Published: May 27, 2020
BATON ROUGE—A House committee last week pushed forward a package of bills that closely reflected the revised budget plan that Gov. John Bel Edwards presented in response to a loss of more $1 billion in revenue from the Coronavirus shutdown.
The House Appropriations Committee advanced without objection a spending plan that would allocate nearly $1.2 billion of federal aid dollars from a COVID-19 relief act to prevent harsh budget cuts that many Louisianans feared would be a byproduct of the pandemic.
The plan would not only balance this year’s budget but also alleviate much of the nearly $900 million in budget cuts that legislators had feared would be needed in the next fiscal year, which starts July 1.
But the plan still includes a $22 million cut to higher education, a $40 million cut to the Louisiana Department of Health and smaller cuts to other services. Higher education and healthcare tend to receive the most cuts because the state constitution and laws mandate many other expenditures. TOPS scholarships, however, would remain fully funded.

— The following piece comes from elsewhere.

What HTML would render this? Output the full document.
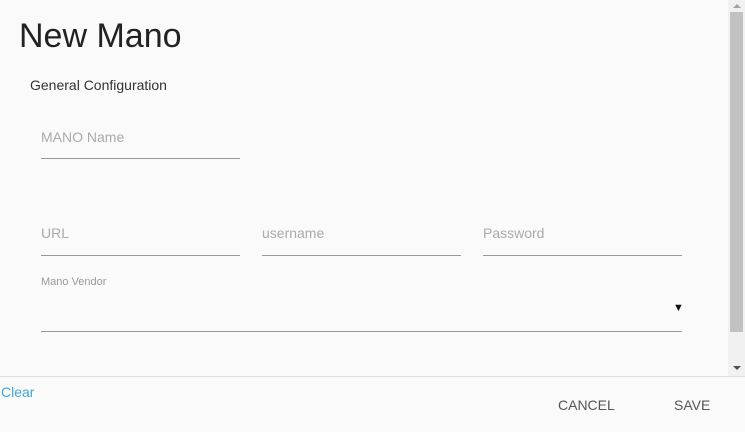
<!DOCTYPE html>
<html><head><style>
*{margin:0;padding:0;box-sizing:border-box}
body{width:745px;height:432px;background:#fafafa;font-family:"Liberation Sans",sans-serif;position:relative;overflow:hidden}
.a{position:absolute}
.lbl{color:#aaa;font-size:14px}
.line{height:1px;background:#999}
</style></head><body>
<div class="a" style="left:19px;top:17px;font-size:34px;color:#222">New Mano</div>
<div class="a" style="left:30px;top:77px;font-size:14px;color:#333">General Configuration</div>
<div class="a lbl" style="left:41px;top:129px">MANO Name</div>
<div class="a line" style="left:41px;top:158px;width:199px"></div>
<div class="a lbl" style="left:41px;top:225px">URL</div>
<div class="a line" style="left:41px;top:255px;width:199px"></div>
<div class="a lbl" style="left:262px;top:225px">username</div>
<div class="a line" style="left:262px;top:255px;width:199px"></div>
<div class="a lbl" style="left:483px;top:225px">Password</div>
<div class="a line" style="left:483px;top:255px;width:199px"></div>
<div class="a" style="left:41px;top:276px;font-size:11px;color:#999">Mano Vendor</div>
<div class="a" style="left:673px;top:302px;font-size:11px;color:#111">▼</div>
<div class="a line" style="left:41px;top:331px;width:641px"></div>
<div class="a" style="left:728px;top:0;width:17px;height:376px;background:#f1f1f1"></div>
<div class="a" style="left:730px;top:12px;width:13px;height:320px;background:#c1c1c1"></div>
<div class="a" style="left:733px;top:4px;width:0;height:0;border-left:4px solid transparent;border-right:4px solid transparent;border-bottom:4px solid #a3a3a3"></div>
<div class="a" style="left:733px;top:366px;width:0;height:0;border-left:4px solid transparent;border-right:4px solid transparent;border-top:4px solid #505050"></div>
<div class="a" style="left:0;top:376px;width:745px;height:1px;background:#e0e0e0"></div>
<div class="a" style="left:1px;top:384px;font-size:14px;color:#3ea6d8">Clear</div>
<div class="a" style="left:558px;top:397px;font-size:14px;color:#555">CANCEL</div>
<div class="a" style="left:674px;top:397px;font-size:14px;color:#555">SAVE</div>
</body></html>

Edwards had proposed a budget prior to the outbreak that would have boosted funding for higher education by $35 million and added $25 million for early childhood education. He also had proposed $1,000 pay raises for K-12 teachers for the second year in a row.
But he had to drop all those plans for spending increases after the virus hit and the economic shutdown slashed projected tax collections.
Edwards and House budget leaders were often at odds in recent years on how to raise and spend money. But Jay Dardenne, Edwards’ commissioner of administration, said he and Rep. Jerome “Zee” Zeringue, R-Houma and the new appropriations chairman, were almost entirely on the same page in their budget plans.
“We agree on a lot more than we disagree,” Dardenne said.
Republicans also were impressed at how Dardenne had figured out how to maximize the revenue that the state could draw from the federal COVID-19 relief act. The money can be used only for virus-related expenditures, and Dardenne said the state will receive $1.8 billion in federal aid.